After Lanzhou the terrain sure changed.  Nice not being in the desert anymore that is for sure!  

We had another day of snow and it was a bit tough at times.  Really hope this is the last we have seen of snow on this trip now. 

The border region around Gansu and Shaanxi made for some nice scenery.  Unfortunately the many mountains meant many ups and downs.  There were many tunnels though which I have a love/hate relationship with.  Nice that they allow us to avoid climbing more hills but going through them can be a bit scary at times.  Some are well over a kilometer and aren’t very well lit.  As such, we really pedal hard to get through them as quickly as possible. 

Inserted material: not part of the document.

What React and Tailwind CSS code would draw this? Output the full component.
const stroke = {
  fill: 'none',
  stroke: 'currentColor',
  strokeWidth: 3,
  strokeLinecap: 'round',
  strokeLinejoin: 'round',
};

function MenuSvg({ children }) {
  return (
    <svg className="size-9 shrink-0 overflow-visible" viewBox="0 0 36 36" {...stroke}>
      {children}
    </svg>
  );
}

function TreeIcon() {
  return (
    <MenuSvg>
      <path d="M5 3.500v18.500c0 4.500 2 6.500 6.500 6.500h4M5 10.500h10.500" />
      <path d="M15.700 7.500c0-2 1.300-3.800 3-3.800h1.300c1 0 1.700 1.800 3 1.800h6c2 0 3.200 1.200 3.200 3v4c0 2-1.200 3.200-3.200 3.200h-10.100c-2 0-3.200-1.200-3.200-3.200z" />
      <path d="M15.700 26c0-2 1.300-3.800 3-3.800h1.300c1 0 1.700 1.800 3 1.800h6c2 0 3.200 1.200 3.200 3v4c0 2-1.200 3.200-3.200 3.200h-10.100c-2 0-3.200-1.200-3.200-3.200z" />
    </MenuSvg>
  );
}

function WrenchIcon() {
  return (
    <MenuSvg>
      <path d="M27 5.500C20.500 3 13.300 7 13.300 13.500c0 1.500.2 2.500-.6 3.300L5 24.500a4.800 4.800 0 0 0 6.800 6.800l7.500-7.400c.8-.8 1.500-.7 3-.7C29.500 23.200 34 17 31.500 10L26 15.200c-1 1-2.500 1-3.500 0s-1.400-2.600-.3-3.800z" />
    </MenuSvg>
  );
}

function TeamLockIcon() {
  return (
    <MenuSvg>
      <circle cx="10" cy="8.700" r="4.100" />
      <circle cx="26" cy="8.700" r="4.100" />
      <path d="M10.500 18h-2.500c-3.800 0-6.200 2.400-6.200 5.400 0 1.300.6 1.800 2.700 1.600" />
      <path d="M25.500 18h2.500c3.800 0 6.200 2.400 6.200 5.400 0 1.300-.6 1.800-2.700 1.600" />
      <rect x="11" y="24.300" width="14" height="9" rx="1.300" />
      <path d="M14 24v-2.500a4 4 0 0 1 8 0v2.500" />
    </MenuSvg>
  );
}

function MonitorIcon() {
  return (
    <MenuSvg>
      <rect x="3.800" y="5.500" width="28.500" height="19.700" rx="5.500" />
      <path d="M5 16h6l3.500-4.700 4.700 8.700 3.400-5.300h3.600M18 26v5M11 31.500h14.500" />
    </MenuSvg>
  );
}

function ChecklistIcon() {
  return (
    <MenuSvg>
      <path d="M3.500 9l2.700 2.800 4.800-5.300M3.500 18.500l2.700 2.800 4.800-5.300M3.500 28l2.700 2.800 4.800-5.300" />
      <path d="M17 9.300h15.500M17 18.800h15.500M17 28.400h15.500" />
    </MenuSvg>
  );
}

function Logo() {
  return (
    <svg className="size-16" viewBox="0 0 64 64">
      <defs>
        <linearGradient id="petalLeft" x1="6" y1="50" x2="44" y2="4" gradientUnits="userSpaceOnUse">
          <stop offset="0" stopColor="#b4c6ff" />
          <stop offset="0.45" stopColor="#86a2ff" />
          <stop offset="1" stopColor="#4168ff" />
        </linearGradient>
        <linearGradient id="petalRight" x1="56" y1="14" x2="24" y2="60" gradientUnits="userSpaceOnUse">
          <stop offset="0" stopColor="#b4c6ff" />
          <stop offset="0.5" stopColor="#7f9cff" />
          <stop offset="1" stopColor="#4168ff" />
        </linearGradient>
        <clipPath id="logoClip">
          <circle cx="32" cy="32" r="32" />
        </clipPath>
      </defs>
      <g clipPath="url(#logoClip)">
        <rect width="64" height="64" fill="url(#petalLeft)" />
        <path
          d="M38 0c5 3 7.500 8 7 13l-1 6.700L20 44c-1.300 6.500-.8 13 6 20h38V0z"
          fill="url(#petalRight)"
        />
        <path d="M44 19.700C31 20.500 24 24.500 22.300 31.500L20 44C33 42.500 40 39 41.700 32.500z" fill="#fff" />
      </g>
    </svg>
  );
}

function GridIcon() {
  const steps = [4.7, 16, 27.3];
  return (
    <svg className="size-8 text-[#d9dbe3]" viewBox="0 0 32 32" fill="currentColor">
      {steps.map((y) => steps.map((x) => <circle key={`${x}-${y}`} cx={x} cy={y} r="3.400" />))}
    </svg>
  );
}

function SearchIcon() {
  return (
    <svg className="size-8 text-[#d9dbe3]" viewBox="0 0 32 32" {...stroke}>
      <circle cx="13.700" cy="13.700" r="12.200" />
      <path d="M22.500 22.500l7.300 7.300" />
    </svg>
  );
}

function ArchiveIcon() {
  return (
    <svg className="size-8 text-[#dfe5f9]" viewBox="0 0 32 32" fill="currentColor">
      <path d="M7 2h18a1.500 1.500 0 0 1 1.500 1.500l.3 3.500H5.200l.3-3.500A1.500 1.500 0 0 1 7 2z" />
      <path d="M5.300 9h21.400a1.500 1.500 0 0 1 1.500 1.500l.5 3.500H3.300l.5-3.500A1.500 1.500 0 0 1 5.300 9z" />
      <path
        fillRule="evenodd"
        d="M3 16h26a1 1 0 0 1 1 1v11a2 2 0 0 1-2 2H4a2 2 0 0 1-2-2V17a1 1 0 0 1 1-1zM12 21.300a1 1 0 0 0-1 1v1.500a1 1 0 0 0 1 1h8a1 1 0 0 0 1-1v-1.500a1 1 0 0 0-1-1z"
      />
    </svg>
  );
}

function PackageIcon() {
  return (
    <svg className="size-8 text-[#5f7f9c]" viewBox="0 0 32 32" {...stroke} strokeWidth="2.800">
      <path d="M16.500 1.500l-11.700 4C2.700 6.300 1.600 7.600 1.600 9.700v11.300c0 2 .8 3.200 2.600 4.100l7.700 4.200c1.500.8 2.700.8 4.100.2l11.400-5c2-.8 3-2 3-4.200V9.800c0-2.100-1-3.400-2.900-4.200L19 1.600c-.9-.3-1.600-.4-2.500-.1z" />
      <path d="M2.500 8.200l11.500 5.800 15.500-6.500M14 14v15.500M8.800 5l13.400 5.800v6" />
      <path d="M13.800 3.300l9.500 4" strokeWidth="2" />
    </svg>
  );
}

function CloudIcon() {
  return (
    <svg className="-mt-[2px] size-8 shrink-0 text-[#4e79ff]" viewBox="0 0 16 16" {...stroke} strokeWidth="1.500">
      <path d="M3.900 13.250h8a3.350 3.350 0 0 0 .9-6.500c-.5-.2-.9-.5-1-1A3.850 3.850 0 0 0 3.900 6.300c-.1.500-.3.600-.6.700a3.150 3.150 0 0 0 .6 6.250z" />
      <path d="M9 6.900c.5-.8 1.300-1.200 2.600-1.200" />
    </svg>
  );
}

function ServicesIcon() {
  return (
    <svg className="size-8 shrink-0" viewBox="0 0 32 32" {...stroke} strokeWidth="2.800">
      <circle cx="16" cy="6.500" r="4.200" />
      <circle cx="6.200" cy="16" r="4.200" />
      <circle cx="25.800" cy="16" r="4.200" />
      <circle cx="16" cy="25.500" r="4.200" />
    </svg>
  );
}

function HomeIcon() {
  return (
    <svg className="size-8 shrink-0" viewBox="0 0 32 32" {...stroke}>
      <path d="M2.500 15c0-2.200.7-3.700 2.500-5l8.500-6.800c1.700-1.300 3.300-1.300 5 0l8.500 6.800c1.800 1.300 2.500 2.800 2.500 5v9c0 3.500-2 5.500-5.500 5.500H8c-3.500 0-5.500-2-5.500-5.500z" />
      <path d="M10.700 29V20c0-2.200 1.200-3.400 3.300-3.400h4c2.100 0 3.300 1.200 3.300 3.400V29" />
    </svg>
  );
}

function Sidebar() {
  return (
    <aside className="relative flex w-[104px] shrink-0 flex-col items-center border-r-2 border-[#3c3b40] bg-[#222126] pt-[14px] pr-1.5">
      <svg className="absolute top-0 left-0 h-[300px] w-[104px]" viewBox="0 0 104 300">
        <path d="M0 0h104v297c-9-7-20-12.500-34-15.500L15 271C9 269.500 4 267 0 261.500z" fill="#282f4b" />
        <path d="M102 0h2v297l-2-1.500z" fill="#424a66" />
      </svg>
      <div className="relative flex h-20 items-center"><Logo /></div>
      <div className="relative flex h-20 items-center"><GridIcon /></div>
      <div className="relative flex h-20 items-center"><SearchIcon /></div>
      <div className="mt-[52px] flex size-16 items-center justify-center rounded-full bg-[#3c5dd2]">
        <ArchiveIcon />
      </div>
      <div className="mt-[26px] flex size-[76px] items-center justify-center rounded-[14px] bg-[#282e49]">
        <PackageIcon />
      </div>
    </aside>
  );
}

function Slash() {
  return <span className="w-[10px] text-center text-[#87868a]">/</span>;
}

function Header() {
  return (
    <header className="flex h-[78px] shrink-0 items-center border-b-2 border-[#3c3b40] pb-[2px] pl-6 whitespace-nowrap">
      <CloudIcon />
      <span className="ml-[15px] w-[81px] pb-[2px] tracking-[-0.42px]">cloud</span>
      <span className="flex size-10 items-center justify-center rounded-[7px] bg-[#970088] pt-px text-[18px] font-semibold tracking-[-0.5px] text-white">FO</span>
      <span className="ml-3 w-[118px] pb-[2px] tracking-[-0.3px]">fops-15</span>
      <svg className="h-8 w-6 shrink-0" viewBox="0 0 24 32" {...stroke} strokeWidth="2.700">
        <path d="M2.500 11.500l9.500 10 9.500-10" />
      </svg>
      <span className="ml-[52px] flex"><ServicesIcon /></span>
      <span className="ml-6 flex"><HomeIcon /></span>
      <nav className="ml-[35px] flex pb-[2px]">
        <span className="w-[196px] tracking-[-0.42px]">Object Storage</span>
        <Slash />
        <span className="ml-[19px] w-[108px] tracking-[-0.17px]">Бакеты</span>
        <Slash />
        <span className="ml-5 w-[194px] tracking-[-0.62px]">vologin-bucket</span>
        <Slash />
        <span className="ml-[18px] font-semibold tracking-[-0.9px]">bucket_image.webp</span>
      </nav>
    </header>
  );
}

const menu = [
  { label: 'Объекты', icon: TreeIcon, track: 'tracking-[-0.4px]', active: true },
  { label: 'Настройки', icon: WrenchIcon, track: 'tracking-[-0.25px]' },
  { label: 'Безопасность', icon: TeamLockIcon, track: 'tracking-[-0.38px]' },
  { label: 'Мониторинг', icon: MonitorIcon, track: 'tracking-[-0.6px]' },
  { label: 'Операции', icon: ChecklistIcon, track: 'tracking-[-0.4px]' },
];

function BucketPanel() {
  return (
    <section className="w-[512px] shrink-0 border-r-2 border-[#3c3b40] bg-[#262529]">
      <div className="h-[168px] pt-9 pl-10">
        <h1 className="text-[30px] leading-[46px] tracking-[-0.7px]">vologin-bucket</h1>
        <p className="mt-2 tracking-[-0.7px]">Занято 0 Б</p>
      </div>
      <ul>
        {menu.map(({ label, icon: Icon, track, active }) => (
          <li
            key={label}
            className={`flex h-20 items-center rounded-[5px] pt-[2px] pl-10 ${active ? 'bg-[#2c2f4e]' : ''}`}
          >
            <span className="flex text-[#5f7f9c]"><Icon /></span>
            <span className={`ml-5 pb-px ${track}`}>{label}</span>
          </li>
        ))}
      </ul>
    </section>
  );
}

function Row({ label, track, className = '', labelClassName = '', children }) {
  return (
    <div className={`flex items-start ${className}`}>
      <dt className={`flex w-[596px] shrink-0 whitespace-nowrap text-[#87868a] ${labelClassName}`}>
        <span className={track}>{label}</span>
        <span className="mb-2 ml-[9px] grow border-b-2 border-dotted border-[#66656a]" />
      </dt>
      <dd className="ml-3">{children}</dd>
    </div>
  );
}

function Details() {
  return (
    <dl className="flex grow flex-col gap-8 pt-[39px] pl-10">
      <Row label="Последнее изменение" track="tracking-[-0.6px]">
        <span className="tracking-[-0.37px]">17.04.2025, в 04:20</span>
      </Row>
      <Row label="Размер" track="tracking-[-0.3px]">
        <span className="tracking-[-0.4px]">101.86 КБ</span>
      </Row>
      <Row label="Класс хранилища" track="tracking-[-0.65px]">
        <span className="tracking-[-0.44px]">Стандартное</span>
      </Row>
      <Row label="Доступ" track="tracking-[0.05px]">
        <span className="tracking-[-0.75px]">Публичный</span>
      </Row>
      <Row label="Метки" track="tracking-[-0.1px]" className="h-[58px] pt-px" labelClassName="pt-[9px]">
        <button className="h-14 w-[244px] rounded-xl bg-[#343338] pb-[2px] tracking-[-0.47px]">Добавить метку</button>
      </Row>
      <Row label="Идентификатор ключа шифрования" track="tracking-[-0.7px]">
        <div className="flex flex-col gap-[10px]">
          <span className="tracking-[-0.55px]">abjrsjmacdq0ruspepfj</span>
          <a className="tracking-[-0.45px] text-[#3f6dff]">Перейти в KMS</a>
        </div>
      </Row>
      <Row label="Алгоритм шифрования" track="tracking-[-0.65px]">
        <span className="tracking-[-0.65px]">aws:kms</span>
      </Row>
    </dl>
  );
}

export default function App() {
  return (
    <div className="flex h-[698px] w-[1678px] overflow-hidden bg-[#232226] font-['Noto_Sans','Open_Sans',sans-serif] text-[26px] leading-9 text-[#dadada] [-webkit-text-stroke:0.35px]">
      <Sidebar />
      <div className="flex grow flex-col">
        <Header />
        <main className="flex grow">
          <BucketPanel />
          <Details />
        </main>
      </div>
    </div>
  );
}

The first Mao statue we have come across in China.  I am sure it won’t be the last.

Trevor said prior to the trip he doesn’t care much about the route we take but did have one request that we hit two antipodal cities, basically cities that are diametrically opposite to one another on the Earth’s surface.  So, here he is at Drum Tower in the center of the city walls of Xian.  The other antipodal city we now need to hit is Santiago, Chile.  Or at least that is what we used to think.  I just did some research and it appears they aren’t exact antipodal cities.  Trevor wants to be spot on so now it looks like we will be cycling somewhere southwest of Santiago when the time comes hopefully next year.